Shortly before your article was published, the Food and Drug Administration approved licensure of the first pertussis booster vaccine for both adults and adolescents, Adacel.

In May, the Food and Drug Administration approved Boostrix for adolescents 10 to 18 years of age.

The FDA licensure of an adult pertussis vaccine comes not a minute too soon. Pertussis in adults is not uncommon.

A 2004 Centers for Disease Control and Prevention study reported that in cases where the source of the disease was identifiable, adults were responsible for more than half of pertussis cases in infants, with parents the source for 47% and grandparents for 8% of cases.

Pertussis in adults can lead to hospitalization and up to 10 days of missed work; in infants and young children, the toll can be fatal.

As your article points out, public health officials believe a vaccine for adults ultimately could mean the end of pertussis.

That is why it is important for physicians to encourage both their adult and adolescent patients without contraindications to get vaccinated against pertussis.

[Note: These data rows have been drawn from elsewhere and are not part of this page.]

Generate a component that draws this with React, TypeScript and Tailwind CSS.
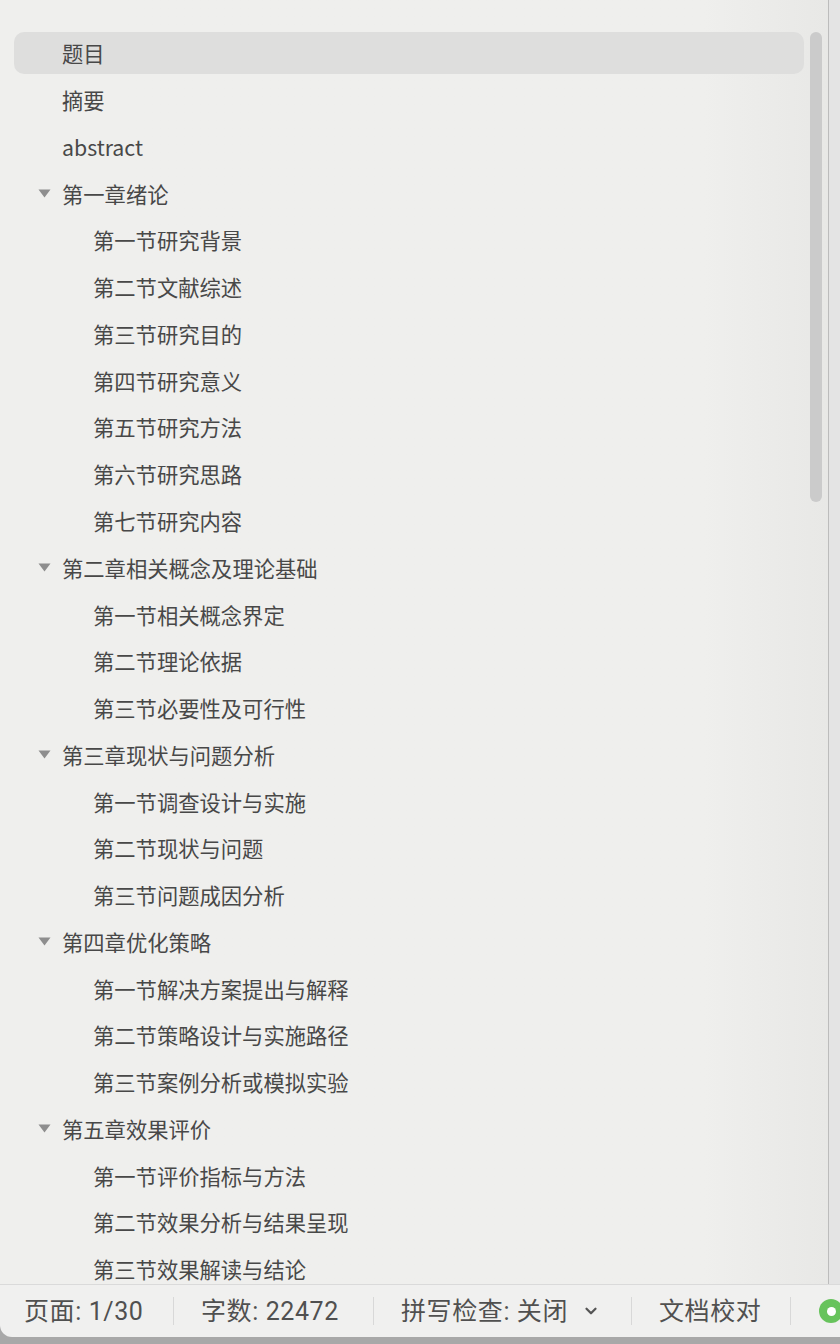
import { ChevronDown } from 'lucide-react';

type Item = { label: string; level: 0 | 1; chapter?: boolean };

const items: Item[] = [
  { label: '题目', level: 0 },
  { label: '摘要', level: 0 },
  { label: 'abstract', level: 0 },
  { label: '第一章绪论', level: 0, chapter: true },
  { label: '第一节研究背景', level: 1 },
  { label: '第二节文献综述', level: 1 },
  { label: '第三节研究目的', level: 1 },
  { label: '第四节研究意义', level: 1 },
  { label: '第五节研究方法', level: 1 },
  { label: '第六节研究思路', level: 1 },
  { label: '第七节研究内容', level: 1 },
  { label: '第二章相关概念及理论基础', level: 0, chapter: true },
  { label: '第一节相关概念界定', level: 1 },
  { label: '第二节理论依据', level: 1 },
  { label: '第三节必要性及可行性', level: 1 },
  { label: '第三章现状与问题分析', level: 0, chapter: true },
  { label: '第一节调查设计与实施', level: 1 },
  { label: '第二节现状与问题', level: 1 },
  { label: '第三节问题成因分析', level: 1 },
  { label: '第四章优化策略', level: 0, chapter: true },
  { label: '第一节解决方案提出与解释', level: 1 },
  { label: '第二节策略设计与实施路径', level: 1 },
  { label: '第三节案例分析或模拟实验', level: 1 },
  { label: '第五章效果评价', level: 0, chapter: true },
  { label: '第一节评价指标与方法', level: 1 },
  { label: '第二节效果分析与结果呈现', level: 1 },
  { label: '第三节效果解读与结论', level: 1 },
];

function Triangle() {
  return (
    <svg width="13" height="9" viewBox="0 0 13 9" className="shrink-0">
      <path d="M0.5 0.5 H12.5 L6.5 8.5 Z" fill="#8e8e8e" />
    </svg>
  );
}

function Sep() {
  return <div className="w-px h-[28px] shrink-0 bg-[#d8d8d8]" />;
}

export default function App() {
  return (
    <div
      className="w-[840px] h-[1344px] overflow-hidden flex flex-col bg-[#a8a8a8] text-[#484848]"
      style={{ fontFamily: '"Noto Sans CJK SC", "Noto Sans", sans-serif' }}
    >
      {/* Outline panel */}
      <div className="flex h-[1284px] overflow-hidden">
        <div className="relative w-[828px] bg-gradient-to-r from-[#efefed] from-[85%] to-[#e8e8e6]">
          <div className="flex flex-col gap-[4.77px] pt-[32px] pl-[14px] pr-[24px]">
            {items.map((it, i) => (
              <div
                key={i}
                className={
                  'h-[42px] shrink-0 flex items-center rounded-[10px] text-[21.3px] leading-none ' +
                  (i === 0 ? 'bg-[#dededd]' : '')
                }
              >
                <div className="w-[48px] flex justify-end pr-[11px]">
                  {it.chapter && <Triangle />}
                </div>
                <span className={it.level === 1 ? 'pl-[31px]' : ''}>{it.label}</span>
              </div>
            ))}
          </div>
          {/* scrollbar thumb */}
          <div className="absolute left-[810px] top-[32px] w-[12px] h-[470px] rounded-full bg-[#cbcbcb]" />
        </div>
        <div className="w-px bg-[#bcbcbc]" />
        <div className="flex-1 bg-[#e4e4e4]" />
      </div>

      {/* Status bar */}
      <div
        className="h-[53px] shrink-0 bg-[#f0f0ef] border-t border-[#dadada] rounded-bl-[12px] flex items-center text-[25px] leading-none tracking-[0.6px] text-[#505050]"
        style={{ fontFamily: 'Roboto, "Noto Sans CJK SC", sans-serif' }}
      >
        <div className="w-[173px] shrink-0 pl-[24px]">页面: 1/30</div>
        <Sep />
        <div className="w-[199px] shrink-0 pl-[27px]">字数: 22472</div>
        <Sep />
        <div className="w-[257px] shrink-0 pl-[27px] flex items-center">
          <span>拼写检查: 关闭</span>
          <ChevronDown size={18} strokeWidth={3} className="ml-[14px] text-[#555]" />
        </div>
        <Sep />
        <div className="w-[158px] shrink-0 pl-[27px]">文档校对</div>
        <Sep />
        <div className="ml-[28px] w-[24px] h-[24px] rounded-full bg-[#67c35c] flex items-center justify-center shrink-0">
          <div className="w-[9px] h-[9px] rounded-full bg-white" />
        </div>
      </div>
      <div className="flex-1" />
    </div>
  );
}
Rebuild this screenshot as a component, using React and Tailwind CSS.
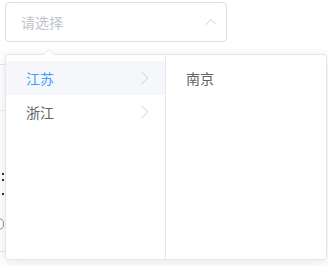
import { ChevronUp, ChevronRight } from 'lucide-react';

const provinces = [
  { label: '江苏', active: true },
  { label: '浙江', active: false },
];

export default function App() {
  return (
    <div
      className="relative w-[328px] h-[266px] bg-white overflow-hidden"
      style={{ fontFamily: '"Noto Sans CJK SC", "Noto Sans", sans-serif' }}
    >
      {/* page content peeking behind the popper */}
      <div className="absolute left-0 top-[64px] w-[5px] h-px bg-[#e4e7ed]" />
      <div className="absolute left-0 top-[110px] w-[5px] h-px bg-[#ebeef5]" />
      <div className="absolute left-[2px] top-[173px] flex flex-col gap-[4px]">
        <span className="w-[2px] h-[2px] bg-[#303133]" />
        <span className="w-[2px] h-[2px] bg-[#303133]" />
        <span className="w-[2px] h-[2px] bg-[#303133] mt-[8px]" />
      </div>
      <div className="absolute left-[-6px] top-[218px] w-[10px] h-[12px] rounded-full border border-[#8a8f99]" />
      <div className="absolute left-0 top-[251px] w-[5px] h-px bg-[#e4e7ed]" />

      {/* input */}
      <div className="pt-[2px] pl-[5px]">
        <div className="w-[222px] h-[40px] border border-[#dcdfe6] rounded-[4px] flex items-center justify-between pl-[15px] pr-[5px]">
          <span className="text-[14px] text-[#c0c4cc]">请选择</span>
          <ChevronUp size={20} strokeWidth={1} className="text-[#c0c4cc]" />
        </div>
      </div>

      {/* popper */}
      <div className="absolute left-[5px] top-[54px] border border-[#e4e7ed] rounded-[4px] bg-white shadow-[0_2px_12px_rgba(0,0,0,0.1)] flex">
        <div className="absolute left-[37px] top-[-6px] w-0 h-0 border-x-[6px] border-x-transparent border-b-[6px] border-b-[#e4e7ed]" />
        <div className="absolute left-[38px] top-[-5px] w-0 h-0 border-x-[5px] border-x-transparent border-b-[5px] border-b-white" />
        <div className="w-[160px] h-[204px] border-r border-[#e4e7ed] py-[6px]">
          {provinces.map((p) => (
            <div
              key={p.label}
              className={`h-[34px] flex items-center justify-between pl-[20px] pr-[9px] text-[14px] ${
                p.active ? 'bg-[#f5f7fa] text-[#409eff]' : 'text-[#606266]'
              }`}
            >
              <span>{p.label}</span>
              <ChevronRight size={22} strokeWidth={0.9} className="text-[#c0c4cc]" />
            </div>
          ))}
        </div>
        <div className="w-[160px] h-[204px] py-[6px]">
          <div className="h-[34px] flex items-center pl-[20px] text-[14px] text-[#606266]">南京</div>
        </div>
      </div>
    </div>
  );
}
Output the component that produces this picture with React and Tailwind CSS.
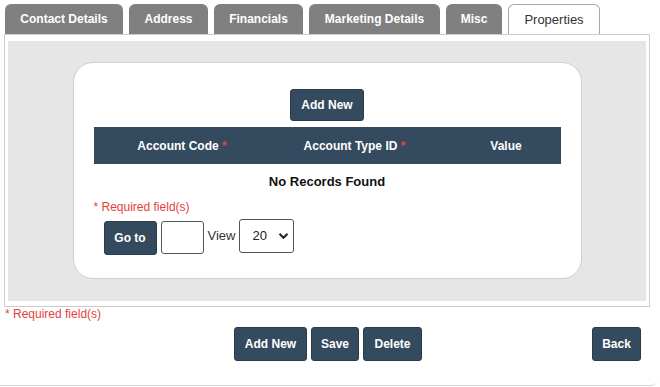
import React from "react";

const tabs = [
  { label: "Contact Details", w: "w-[118px]" },
  { label: "Address", w: "w-[79px]" },
  { label: "Financials", w: "w-[89px]" },
  { label: "Marketing Details", w: "w-[131px]" },
  { label: "Misc", w: "w-[56px]" },
];

function Btn({ children, className = "" }) {
  return (
    <button
      className={
        "bg-[#344a5e] border border-[#2a3b4b] rounded-[3px] text-white font-bold text-[12px] leading-none flex items-center justify-center " +
        className
      }
    >
      {children}
    </button>
  );
}

export default function App() {
  return (
    <div className="w-[660px] h-[387px] bg-white font-['Liberation_Sans',Arial,sans-serif] overflow-hidden">
      <div className="w-[657px] h-[386px] border-b border-[#d6d6d6] rounded-br-[6px]">
        {/* Tabs */}
        <div className="pt-[4px] pl-[5px] flex gap-[6px] h-[34px]">
          {tabs.map((t) => (
            <div
              key={t.label}
              className={
                t.w +
                " h-[30px] bg-[#808080] rounded-t-[6px] text-white font-bold text-[12px] flex items-center justify-center"
              }
            >
              {t.label}
            </div>
          ))}
          <div className="w-[92px] h-[30px] bg-white border border-b-0 border-[#a8a8a8] rounded-t-[6px] text-[#333] text-[13px] flex items-center justify-center">
            Properties
          </div>
        </div>

        {/* Panel */}
        <div className="ml-[4px] w-[646px] border border-[#cccccc] pt-[6px] px-[3px] pb-[5px]">
          <div className="bg-[#e6e6e6] pt-[21px] pb-[22px] flex justify-center">
            <div className="w-[509px] h-[217px] bg-white rounded-[20px] border border-[#cfcfcf] px-[20px] pt-[26px]">
              <div className="flex justify-center">
                <Btn className="w-[74px] h-[32px]">Add New</Btn>
              </div>
              <div className="mt-[6px] h-[37px] bg-[#344a5e] flex items-center text-white font-bold text-[12px]">
                <div className="w-[177px] text-center">
                  Account Code <span className="text-[#e0454a]">*</span>
                </div>
                <div className="w-[168px] text-center">
                  Account Type ID <span className="text-[#e0454a]">*</span>
                </div>
                <div className="flex-1 text-center pl-[13px]">Value</div>
              </div>
              <div className="h-[36px] flex items-center justify-center text-[13px] font-bold text-[#111]">
                No Records Found
              </div>
              <div className="text-[12px] leading-[14px] text-[#e53e3e]">* Required field(s)</div>
              <div className="mt-[5px] ml-[10px] flex items-start">
                <Btn className="mt-[2px] w-[53px] h-[34px]">Go to</Btn>
                <input
                  className="mt-[2px] ml-[4px] w-[43px] h-[33px] border border-[#555] rounded-[3px] outline-none"
                  type="text"
                />
                <span className="ml-[4px] mt-[10px] text-[13px] text-[#333] leading-none">View</span>
                <div className="ml-[4px] w-[55px] h-[34px] border border-[#555] rounded-[3px] flex items-center justify-between pl-[12px] pr-[4px]">
                  <span className="text-[13px] text-[#222]">20</span>
                  <svg width="11" height="8" viewBox="0 0 11 8">
                    <path d="M1.5 1.8 L5.5 5.8 L9.5 1.8" fill="none" stroke="#222" strokeWidth="2" />
                  </svg>
                </div>
              </div>
            </div>
          </div>
        </div>

        {/* Footer */}
        <div className="ml-[4px] w-[646px]">
          <div className="pl-[1px] text-[12px] leading-[14px] text-[#e53e3e]">* Required field(s)</div>
          <div className="mt-[6px] grid grid-cols-[1fr_auto_1fr] items-center">
            <div />
            <div className="flex gap-[4px] pl-[2px]">
              <Btn className="w-[73px] h-[34px]">Add New</Btn>
              <Btn className="w-[48px] h-[34px]">Save</Btn>
              <Btn className="w-[59px] h-[34px]">Delete</Btn>
            </div>
            <div className="flex justify-end pr-[9px]">
              <Btn className="w-[49px] h-[34px]">Back</Btn>
            </div>
          </div>
        </div>
      </div>
    </div>
  );
}
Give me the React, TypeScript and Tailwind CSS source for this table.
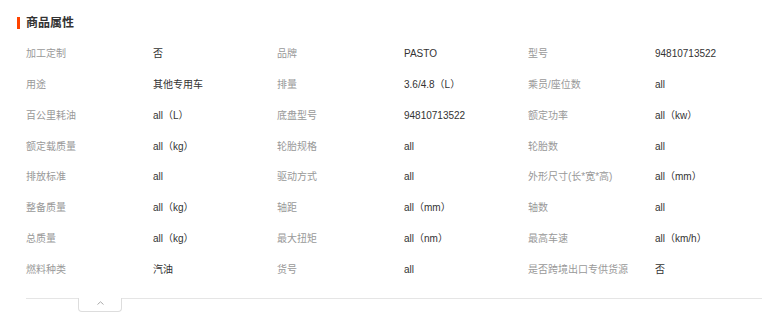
import React from "react";

type Attr = { label: string; value: string };

const attrs: Attr[] = [
  { label: "加工定制", value: "否" },
  { label: "品牌", value: "PASTO" },
  { label: "型号", value: "94810713522" },
  { label: "用途", value: "其他专用车" },
  { label: "排量", value: "3.6/4.8（L）" },
  { label: "乘员/座位数", value: "all" },
  { label: "百公里耗油", value: "all（L）" },
  { label: "底盘型号", value: "94810713522" },
  { label: "额定功率", value: "all（kw）" },
  { label: "额定载质量", value: "all（kg）" },
  { label: "轮胎规格", value: "all" },
  { label: "轮胎数", value: "all" },
  { label: "排放标准", value: "all" },
  { label: "驱动方式", value: "all" },
  { label: "外形尺寸(长*宽*高)", value: "all（mm）" },
  { label: "整备质量", value: "all（kg）" },
  { label: "轴距", value: "all（mm）" },
  { label: "轴数", value: "all" },
  { label: "总质量", value: "all（kg）" },
  { label: "最大扭矩", value: "all（nm）" },
  { label: "最高车速", value: "all（km/h）" },
  { label: "燃料种类", value: "汽油" },
  { label: "货号", value: "all" },
  { label: "是否跨境出口专供货源", value: "否" },
];

export default function App() {
  return (
    <div
      className="w-[762px] h-[314px] overflow-hidden bg-white pl-[17px] pt-[17px]"
      style={{ fontFamily: '"Liberation Sans", "Noto Sans CJK SC", sans-serif' }}
    >
      {/* section title */}
      <div className="flex items-center h-[12px]">
        <span className="w-[3px] h-[12px] bg-[#ff4400]" />
        <span className="ml-[6px] text-[12px] leading-[12px] font-bold text-[#333]">商品属性</span>
      </div>

      {/* attribute table */}
      <div className="ml-[9px] mt-[9px] grid grid-cols-[127px_124px_127px_124px_127px_124px]">
        {attrs.map((a) => (
          <React.Fragment key={a.label}>
            <div className="h-[30.86px] flex items-center text-[10px] text-[#999] whitespace-nowrap">{a.label}</div>
            <div className="h-[30.86px] flex items-center text-[10px] text-[#333] whitespace-nowrap">{a.value}</div>
          </React.Fragment>
        ))}
      </div>

      {/* divider + collapse tab */}
      <div className="ml-[9px] mt-[13px] border-t border-[#e5e5e5]">
        <div className="ml-[52px] -mt-px w-[44px] h-[14px] border border-t-0 border-[#ddd] rounded-b-[4px] bg-white flex items-center justify-center">
          <svg width="7" height="4" viewBox="0 0 7 4" className="mb-[3px]">
            <path d="M0.5 3.5 L3.5 0.8 L6.5 3.5" fill="none" stroke="#aaa" strokeWidth="1" />
          </svg>
        </div>
      </div>
    </div>
  );
}
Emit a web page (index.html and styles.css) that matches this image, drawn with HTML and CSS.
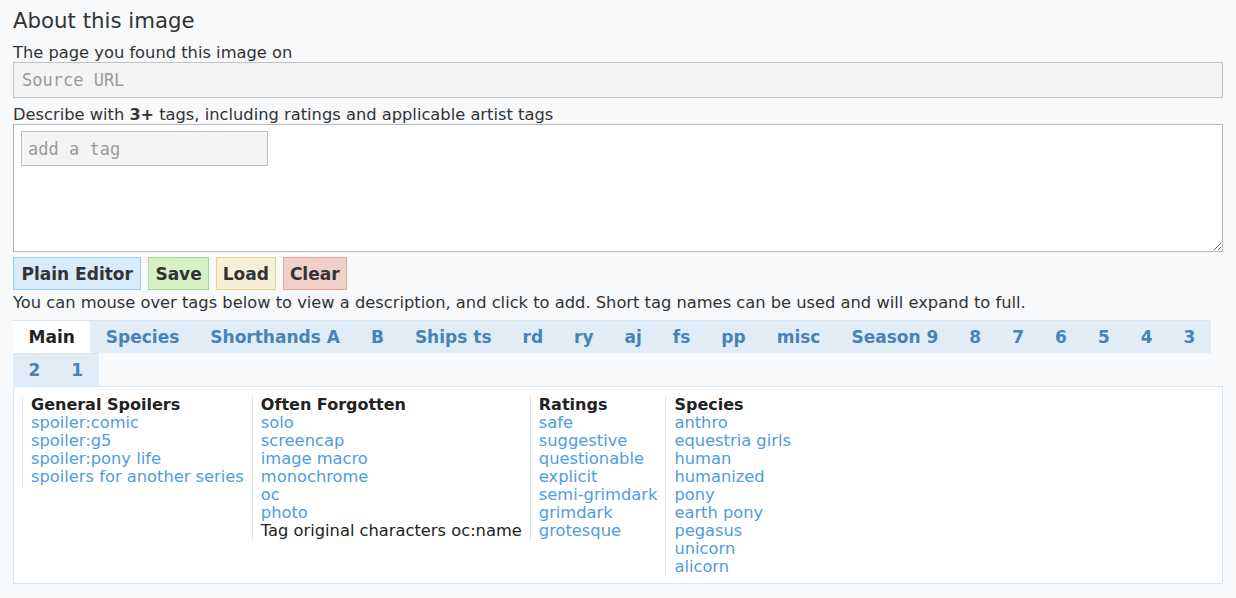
FILE: index.html
```html
<!DOCTYPE html>
<html>
<head>
<meta charset="utf-8">
<link rel="stylesheet" href="styles.css">
</head>
<body>
<div class="page">
  <h1 class="title">About this image</h1>
  <div class="label label-first">The page you found this image on</div>
  <input class="source" type="text" placeholder="Source URL">
  <div class="label">Describe with <b>3+</b> tags, including ratings and applicable artist tags</div>
  <div class="tagbox">
    <input class="taginput" type="text" placeholder="add a tag">
  </div>
  <div class="buttons">
    <span class="btn btn-blue">Plain Editor</span>
    <span class="btn btn-green">Save</span>
    <span class="btn btn-yellow">Load</span>
    <span class="btn btn-red">Clear</span>
  </div>
  <div class="help">You can mouse over tags below to view a description, and click to add. Short tag names can be used and will expand to full.</div>
  <div class="tabs">
    <span class="tab active">Main</span>
    <span class="tab">Species</span>
    <span class="tab">Shorthands A</span>
    <span class="tab">B</span>
    <span class="tab">Ships ts</span>
    <span class="tab">rd</span>
    <span class="tab">ry</span>
    <span class="tab">aj</span>
    <span class="tab">fs</span>
    <span class="tab">pp</span>
    <span class="tab">misc</span>
    <span class="tab">Season 9</span>
    <span class="tab">8</span>
    <span class="tab">7</span>
    <span class="tab">6</span>
    <span class="tab">5</span>
    <span class="tab">4</span>
    <span class="tab">3</span>
    <span class="tab">2</span>
    <span class="tab">1</span>
  </div>
  <div class="panel">
    <div class="col">
      <div class="col-head">General Spoilers</div>
      <a class="tag">spoiler:comic</a>
      <a class="tag">spoiler:g5</a>
      <a class="tag">spoiler:pony life</a>
      <a class="tag">spoilers for another series</a>
    </div>
    <div class="col">
      <div class="col-head">Often Forgotten</div>
      <a class="tag">solo</a>
      <a class="tag">screencap</a>
      <a class="tag">image macro</a>
      <a class="tag">monochrome</a>
      <a class="tag">oc</a>
      <a class="tag">photo</a>
      <div class="note">Tag original characters oc:name</div>
    </div>
    <div class="col">
      <div class="col-head">Ratings</div>
      <a class="tag">safe</a>
      <a class="tag">suggestive</a>
      <a class="tag">questionable</a>
      <a class="tag">explicit</a>
      <a class="tag">semi-grimdark</a>
      <a class="tag">grimdark</a>
      <a class="tag">grotesque</a>
    </div>
    <div class="col">
      <div class="col-head">Species</div>
      <a class="tag">anthro</a>
      <a class="tag">equestria girls</a>
      <a class="tag">human</a>
      <a class="tag">humanized</a>
      <a class="tag">pony</a>
      <a class="tag">earth pony</a>
      <a class="tag">pegasus</a>
      <a class="tag">unicorn</a>
      <a class="tag">alicorn</a>
    </div>
  </div>
</div>
</body>
</html>
```
FILE: styles.css
```css
html, body {
  margin: 0;
  padding: 0;
  background: #f7f9fb;
}
body {
  font-family: "DejaVu Sans", Verdana, sans-serif;
  font-size: 16.3px;
  line-height: 18px;
  color: #333;
}
.page {
  padding: 9px 13px 0 13px;
  display: flex;
  flex-direction: column;
}
.title {
  margin: 0;
  font-size: 21.3px;
  font-weight: normal;
  line-height: 24px;
  color: #333;
}
.label {
  margin-top: 8px;
  height: 18px;
}
.label-first {
  margin-top: 11px;
}
.label b {
  font-weight: bold;
  font-size: 16px;
}
.source {
  box-sizing: border-box;
  width: 100%;
  height: 36px;
  margin: 0;
  padding: 0 8px;
  border: 1px solid #c2c2c2;
  background: #f4f4f4;
  font-family: "DejaVu Sans Mono", monospace;
  font-size: 17px;
  color: #333;
  outline: none;
}
.source::placeholder, .taginput::placeholder {
  color: #9a9a9a;
}
.tagbox {
  box-sizing: border-box;
  height: 128px;
  margin-top: 0;
  padding: 6px 7px;
  border: 1px solid #b7b7b7;
  background: #fff;
  resize: vertical;
  overflow: auto;
}
.taginput {
  box-sizing: border-box;
  width: 247px;
  height: 35px;
  margin: 0;
  padding: 0 6px;
  border: 1px solid #bdbdbd;
  background: #f4f4f4;
  font-family: "DejaVu Sans Mono", monospace;
  font-size: 17px;
  outline: none;
}
.buttons {
  display: flex;
  gap: 7px;
  margin-top: 5px;
}
.btn {
  box-sizing: border-box;
  height: 33px;
  padding: 0 7px;
  display: flex;
  align-items: center;
  font-weight: bold;
  font-size: 17px;
  color: #333;
  border: 1px solid;
}
.btn-blue { background: #d7ebfa; border-color: #a1d0f2; padding: 0 7.5px; }
.btn-green { background: #d5f1c5; border-color: #a6db8e; padding: 0 6px; }
.btn-yellow { background: #f5f0d5; border-color: #e6d78c; padding: 0 6px; }
.btn-red { background: #f1d0ca; border-color: #e2a79d; padding: 0 6px; }
.help {
  margin-top: 4px;
  height: 18px;
}
.tabs {
  margin-top: 8px;
  display: flex;
  flex-wrap: wrap;
}
.tab {
  box-sizing: border-box;
  height: 33px;
  padding: 0 15.5px;
  display: flex;
  align-items: center;
  font-weight: bold;
  font-size: 17px;
  color: #4783b8;
  background: #e1edf6;
  border-top: 1px solid #d5e5f2;
}
.tab.active {
  background: #fff;
  color: #222;
}
.panel {
  box-sizing: border-box;
  display: flex;
  padding: 9px 8px 6px 8px;
  border: 1px solid #d6e6f3;
  background: #fff;
  height: 198px;
  align-items: flex-start;
}
.col {
  display: flex;
  flex-direction: column;
  border-left: 1px solid #d6e6f3;
  padding: 0 8px;
}
.col-head {
  font-weight: bold;
  font-size: 16px;
  color: #222;
}
.tag {
  color: #4f9ddf;
  cursor: pointer;
}
.note {
  color: #222;
}
```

Health care workers, child care workers and parents should be among the first adults to receive the new booster vaccine, as they most commonly come into contact with vulnerable infants and young children. But it is also important that adults and teenagers protect themselves from this disease.

Through proper notice and timely action by physicians and other members of the medical community, we may hope to break the cycle of pertussis transmission and reverse the trend of this growing public health crisis.

Donald M. Poretz, MD, president, National Foundation for Infectious Diseases, Annandale, Va.